WWW2026
Scalable and Provable Biclique-Preserving Clustering: The Power of Counting-based Approaches
Longlong Lin, Zeli Wang, Rong-Hua Li, Xiaohai Dai, Li Ni, Jin Zhao
Abstract
Bipartite graphs are widely used to model relationships between entities of different types, where vertices are divided into two disjoint sets. Biclique-preserving clustering is a fundamental operation that retrieves clusters with dense bicliques, enabling various emerging applications. However, existing methods either fail to accurately capture the unique properties of bipartite graphs or significantly overlook the informative higher-order biclique substructure, leading to compromised clustering quality. Additionally, existing methods are overly dependent on biclique enumeration, resulting in poor scalability.
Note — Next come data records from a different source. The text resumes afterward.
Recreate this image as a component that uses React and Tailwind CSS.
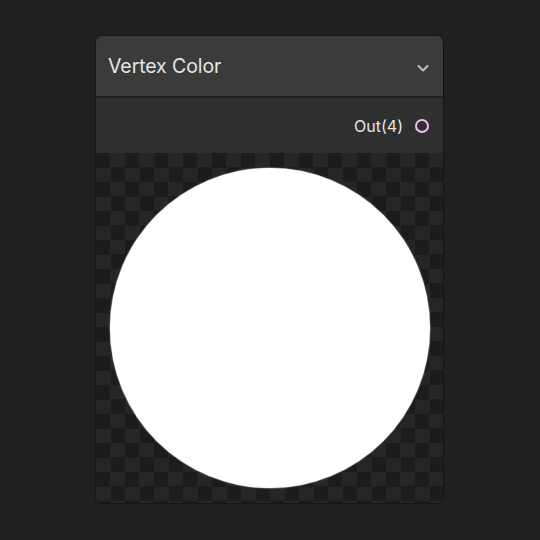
export default function App() {
  return (
    <div className="w-[540px] h-[540px] bg-[#202020] pt-[35px] pl-[95px]" style={{ fontFamily: "Inter, 'Liberation Sans', sans-serif" }}>
      <div className="w-[349px] h-[469px] rounded-[7px] border border-[#151515] bg-[#2e2e2e] overflow-hidden flex flex-col">
        <div className="h-[62px] bg-[#3b3b3b] border-b-2 border-[#222222] flex items-center justify-between pl-[12px] pr-[12px] shrink-0">
          <span className="text-[19.5px] text-[#e6e6e6] tracking-[-0.1px] mt-[2px]">Vertex Color</span>
          <svg width="14" height="14" viewBox="0 0 14 14" className="mt-[3px] mr-[1px]">
            <path d="M2.5 5 L7 9.5 L11.5 5" fill="none" stroke="#bdbdbd" strokeWidth="2" strokeLinecap="round" strokeLinejoin="round" />
          </svg>
        </div>
        <div className="h-[55px] flex items-center justify-end pr-[14px] shrink-0 bg-[#2f2f2f]">
          <span className="text-[16px] text-[#e6e6e6] mr-[12px]">Out(4)</span>
          <span className="w-[14px] h-[14px] rounded-full border-2 border-[#f2bfeb]"></span>
        </div>
        <div
          className="flex-1 flex items-center justify-center bg-[#1c1c1c]"
          style={{
            backgroundImage:
              "conic-gradient(#262626 25%, #1c1c1c 0 50%, #262626 0 75%, #1c1c1c 0)",
            backgroundSize: "29px 29px",
          }}
        >
          <div className="w-[320px] h-[320px] rounded-full bg-white shadow-[0_0_1px_0.5px_#9a9a9a]"></div>
        </div>
      </div>
    </div>
  );
}
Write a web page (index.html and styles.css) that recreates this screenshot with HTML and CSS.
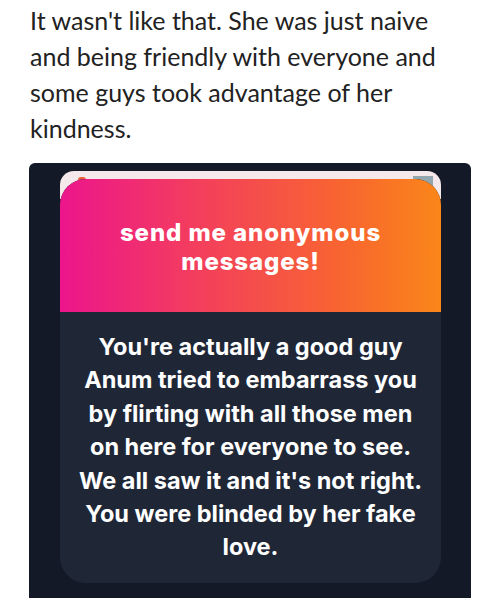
FILE: index.html
```html
<!DOCTYPE html>
<html lang="en">
<head>
    <meta charset="UTF-8">
    <meta name="viewport" content="width=device-width, initial-scale=1.0">
    <title>Reply</title>
    <link rel="stylesheet" href="styles.css">
</head>
<body>
<p class="reply-text">It wasn't like that. She was just naive<br>and being friendly with everyone and<br>some guys took advantage of her<br>kindness.</p>

<div class="shot">
    <div class="stack">
        <div class="pill-behind">
            <span class="pill-dot"></span>
            <span class="pill-square"></span>
        </div>
        <div class="card">
            <div class="card-head">
                <h2>send me anonymous<br>messages!</h2>
            </div>
            <div class="card-body">
                <p>You're actually a good guy<br>Anum tried to embarrass you<br>by flirting with all those men<br>on here for everyone to see.<br>We all saw it and it's not right.<br>You were blinded by her fake<br>love.</p>
            </div>
        </div>
    </div>
</div>
</body>
</html>
```

FILE: styles.css
```css
body, html {
    margin: 0;
    padding: 0;
    background-color: #fff;
    font-family: "Lato", "Open Sans", sans-serif;
}

body {
    width: 500px;
    height: 598px;
    overflow: hidden;
}

.reply-text {
    margin: 0;
    padding: 2px 0 0 30px;
    font-size: 25px;
    line-height: 36px;
    color: #222;
    white-space: nowrap;
}

.shot {
    margin: 17px 0 0 29px;
    width: 442px;
    height: 440px;
    background-color: #131926;
    border-radius: 6px 6px 0 0;
    padding-top: 8px;
    box-sizing: border-box;
}

.stack {
    position: relative;
    margin-left: 31px;
    width: 381px;
}

.pill-behind {
    position: absolute;
    top: 0;
    left: 0;
    right: 0;
    height: 28px;
    background-color: #f4e8ea;
    border-radius: 14px 14px 0 0;
}

.pill-dot {
    position: absolute;
    left: 18px;
    top: 6px;
    width: 8px;
    height: 6px;
    border-radius: 4px;
    background-color: #e8603a;
}

.pill-square {
    position: absolute;
    right: 8px;
    top: 5px;
    width: 20px;
    height: 14px;
    background-color: #93a6ae;
}

.card {
    position: relative;
    top: 8px;
    border-radius: 26px;
    overflow: hidden;
    background-color: #1f2737;
}

.card-head {
    height: 133px;
    box-sizing: border-box;
    padding-top: 39px;
    background: linear-gradient(90deg, #ec158c 0%, #f33d5e 35%, #f8662f 75%, #fb8619 100%);
}

.card-head h2 {
    margin: 0;
    text-align: center;
    color: #fff;
    font-family: "Inter", "Roboto", sans-serif;
    font-weight: 800;
    font-size: 24px;
    line-height: 29px;
    letter-spacing: 0.9px;
    white-space: nowrap;
}

.card-body {
    height: 271px;
    box-sizing: border-box;
    padding-top: 18px;
}

.card-body p {
    margin: 0;
    text-align: center;
    color: #fff;
    font-family: "Inter", "Roboto", sans-serif;
    font-weight: 700;
    font-size: 23.5px;
    line-height: 33.4px;
    white-space: nowrap;
}
```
To address these challenges, we propose ECRC, a simple yet provable Edge-Centric Reweighting Clustering framework that provides strict approximation guarantees for any biclique. A key advantage of ECRC is its ability to leverage powerful counting instead of exhaustive enumeration, significantly reducing time and space complexity. To further improve efficiency, we propose several effective graph reduction strategies to eliminate the unqualified vertices and edges before calculating the edge-centric weight. Extensive experiments on five datasets show that our algorithms are more efficient and effective compared to six baselines.